Me gusta que menciones a Bellatin porque, como dices bien, la mayor parte de las veces, cuando leemos uno de sus textos, no sabemos si éste constituye un statement o un soporte textual de algún tipo de acción artística no realizada pero que, por el hecho de conformar el objeto del libro que estamos leyendo, sí ha sido realizada de alguna manera, como sucede con las Obras nunca llevadas a cabo de Édouard Levé. Podríamos ver en la constatación de que no es necesario que una obra tenga una existencia material más allá de su concepción, en ese giro conceptual del arte y la literatura contemporáneos, algo de lo que queda de las vanguardias junto con la noción de obra abierta, la concepción del lector como productor de sentido —en igual medida o más que el autor­— de la que escribirían Michel Foucault, Roland Barthes y Jacques Derrida, cierta desconfianza del lenguaje, la discontinuidad, la simultaneidad en la que se pone lo que no es simultáneo, el collage que preside buena parte de la literatura contemporánea… Para terminar, sin embargo, quisiera presentarte una pequeña hipótesis personal de lectura, a ver si estás de acuerdo con ella.

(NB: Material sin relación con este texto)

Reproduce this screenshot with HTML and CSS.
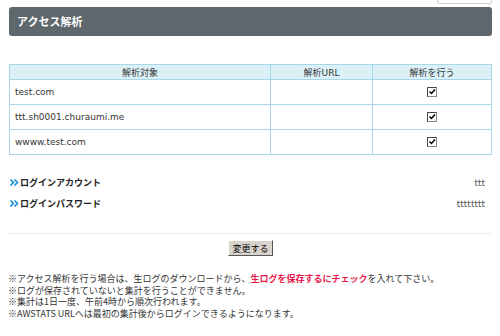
FILE: index.html
```html
<!DOCTYPE html>
<html lang="ja">
<head>
    <meta charset="UTF-8">
    <title>アクセス解析</title>
    <link rel="stylesheet" href="styles.css">
</head>
<body>
    <div class="page">
        <div class="tabline"><div class="tab"></div></div>
        <h1 class="title">アクセス解析</h1>

        <table class="list">
            <tr>
                <th class="c1">解析対象</th>
                <th class="c2">解析URL</th>
                <th class="c3">解析を行う</th>
            </tr>
            <tr>
                <td>test.com</td>
                <td></td>
                <td class="center"><svg class="check" width="10" height="10" viewBox="0 0 10 10"><rect x="0.5" y="0.5" width="9" height="9" fill="#fff" stroke="#888"/><path d="M0.5 9.5V0.5H9.5" fill="none" stroke="#444"/><path d="M2.5 4.5l2 2 3.5-4" fill="none" stroke="#000" stroke-width="1.5"/></svg></td>
            </tr>
            <tr>
                <td>ttt.sh0001.churaumi.me</td>
                <td></td>
                <td class="center"><svg class="check" width="10" height="10" viewBox="0 0 10 10"><rect x="0.5" y="0.5" width="9" height="9" fill="#fff" stroke="#888"/><path d="M0.5 9.5V0.5H9.5" fill="none" stroke="#444"/><path d="M2.5 4.5l2 2 3.5-4" fill="none" stroke="#000" stroke-width="1.5"/></svg></td>
            </tr>
            <tr>
                <td>wwww.test.com</td>
                <td></td>
                <td class="center"><svg class="check" width="10" height="10" viewBox="0 0 10 10"><rect x="0.5" y="0.5" width="9" height="9" fill="#fff" stroke="#888"/><path d="M0.5 9.5V0.5H9.5" fill="none" stroke="#444"/><path d="M2.5 4.5l2 2 3.5-4" fill="none" stroke="#000" stroke-width="1.5"/></svg></td>
            </tr>
        </table>

        <div class="login">
            <div class="row">
                <span class="label"><svg class="arrow" width="9" height="7" viewBox="0 0 9 7"><path d="M0.5 0.5l3 3-3 3M4.5 0.5l3 3-3 3" fill="none" stroke="#1d8fd8" stroke-width="1.6"/></svg>ログインアカウント</span>
                <span class="value">ttt</span>
            </div>
            <div class="row">
                <span class="label"><svg class="arrow" width="9" height="7" viewBox="0 0 9 7"><path d="M0.5 0.5l3 3-3 3M4.5 0.5l3 3-3 3" fill="none" stroke="#1d8fd8" stroke-width="1.6"/></svg>ログインパスワード</span>
                <span class="value">tttttttt</span>
            </div>
        </div>

        <div class="actions">
            <button class="btn">変更する</button>
        </div>

        <div class="notes">
            <p>※アクセス解析を行う場合は、生ログのダウンロードから、<strong class="red">生ログを保存するにチェック</strong>を入れて下さい。</p>
            <p>※ログが保存されていないと集計を行うことができません。</p>
            <p>※集計は1日一度、午前4時から順次行われます。</p>
            <p>※AWSTATS URLへは最初の集計後からログインできるようになります。</p>
        </div>
    </div>
</body>
</html>
```

FILE: styles.css
```css
body {
    margin: 0;
    font-family: "DejaVu Sans", "Noto Sans CJK JP", sans-serif;
    font-size: 9px;
    color: #333;
    background: #fff;
}
.page {
    width: 483px;
    margin-left: 9px;
}
.tabline {
    display: flex;
    justify-content: flex-end;
}
.tab {
    width: 53px;
    height: 3px;
    border: 1px solid #d0d0d0;
    border-top: none;
    border-radius: 0 0 3px 3px;
}
.title {
    margin: 3px 0 0;
    height: 29px;
    line-height: 29px;
    padding-left: 8px;
    background: #5d676c;
    border-radius: 3px;
    color: #fff;
    font-family: "Noto Sans CJK JP", sans-serif;
    font-size: 11px;
    font-weight: bold;
}
.list {
    width: 100%;
    margin-top: 28px;
    border-collapse: collapse;
    border: 1px solid #a9d7ea;
}
.list th,
.list td {
    border: 1px solid #a9d7ea;
    padding: 0 5px;
}
.list th {
    height: 14px;
    background: #dcf0f7;
    font-weight: normal;
    text-align: center;
}
.list td {
    height: 24px;
}
.c1 { width: 250px; }
.c2 { width: 91px; }
.center { text-align: center; }
.check {
    display: inline-block;
    vertical-align: middle;
}
.login {
    margin-top: 17px;
    padding-bottom: 19px;
    border-bottom: 1px dotted #d6dcdc;
}
.row {
    display: flex;
    justify-content: space-between;
    align-items: center;
    height: 21px;
    padding: 0 7px 0 1px;
}
.label {
    display: flex;
    align-items: center;
    font-family: "Noto Sans CJK JP", sans-serif;
    font-weight: bold;
    color: #222;
}
.arrow {
    margin-right: 1px;
}
.value {
    color: #555;
}
.actions {
    text-align: center;
    padding-top: 6px;
}
.btn {
    font-family: "Noto Sans CJK JP", sans-serif;
    font-size: 9px;
    padding: 0 3px;
    height: 16px;
    background: #d8d4cc;
    border: 1px solid;
    border-color: #fff #555 #555 #fff;
    color: #000;
}
.notes {
    margin-top: 17px;
    margin-left: -1px;
    font-family: "Noto Sans CJK JP", sans-serif;
}
.notes p {
    margin: 0;
    line-height: 11.5px;
}
.red {
    color: #e81a4d;
}
```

Mi impresión es que, al tiempo que ciertos textos no necesariamente vanguardistas desde el punto de vista formal ponen de manifiesto o dan cuenta de una especie de nostalgia de las vanguardias —pienso en libros de Enrique Vila-Matas y de Roberto Bolaño, pero también en algunos libros de Jorge Volpi, de Miguel Ángel Hernández Navarro, de Javier Cercas, tal vez algunos míos…—, lo que podríamos denominar, como hizo Damián Tabarovsky, «el fantasma de la vanguardia» se encuentra allí donde el gesto, la radicalidad vanguardista no son explícitos: en los libros de Luis Chitarroni, Antonio José Ponte, Sergio Chejfec, Juan Cárdenas, Cynthia Rimsky, Mike Wilson, Álvaro Bisama, Mercedes Cebrián, Francisco Ferrer Lerín, Cristina Rivera Garza, Verónica Gerber, Marina Closs, en Pablo Katchadjian, en algunos libros tuyos, quizás en algunos míos… (Pero también en la producción del Grupo de Arte Callejero argentino puesta al servicio de la visibilización del colectivo H.I.J.O.S. y en las acciones de Las Tesis y de otros grupos feministas, que hacen evidente que las vanguardias consiguieron, efectivamente, unir los hilos dispersos de arte y vida, política y arte.) ¿Lo ves tú también así? ¿El gesto radical persiste y continúa tras el supuesto fin de la Historia a condición de adoptar el ocultamiento?

Alan Pauls

Persiste, sí, pero persiste como práctica, en un cierto silencio, sin manifiestos, sin exortaciones, sin toda esa parafernalia estentórea que solía ser uno de los fuertes de la vanguardia. Nadie se dice vanguardista hoy día. Es un término difícil de decir en primera persona; difícil de decir, al menos, sin que se lo entienda entrecomillado, irónicamente, un poco como pasaba hasta hace un tiempo con el adjetivo «comunista». Persiste como una radicalidad sutil, en modo caballo de Troya o posesión diabólica. «No sé si somos de vanguardia, pero la vanguardia nos acecha, nos ronda, nos posee». Pienso ahora en algunas de las cosas que hoy se escriben bajo la categoría «escritura de mujeres», ligadas a la autoficción, un género del que también podríamos haber hablado aquí (para bien y para mal), género muy antivanguardista pero que puede, a la vez, ser reapropiado y reescrito en direcciones discretamente radicales, cuando el yo que apuntala todo su andamiaje imaginario, por ejemplo, deja de ser un factor de identificación y reconocimiento para convertirse en un objeto, un campo quirúrgico, un nudo problemático que la ficción, de pronto, se pone a interrogar con las armas de la teoría, la vieja Teoría (social, cultural, psicoanalítica, posmarxista) que los años 80 habían dado por muerta. En manos de escritoras como María Moreno, Tamara Kamenszain, Chris Kraus o McKenzie Wark, la autoficción —formato conformista por excelencia— empieza a temblar, atravesado por una inestabilidad que perfectamente podemos llamar de vanguardia.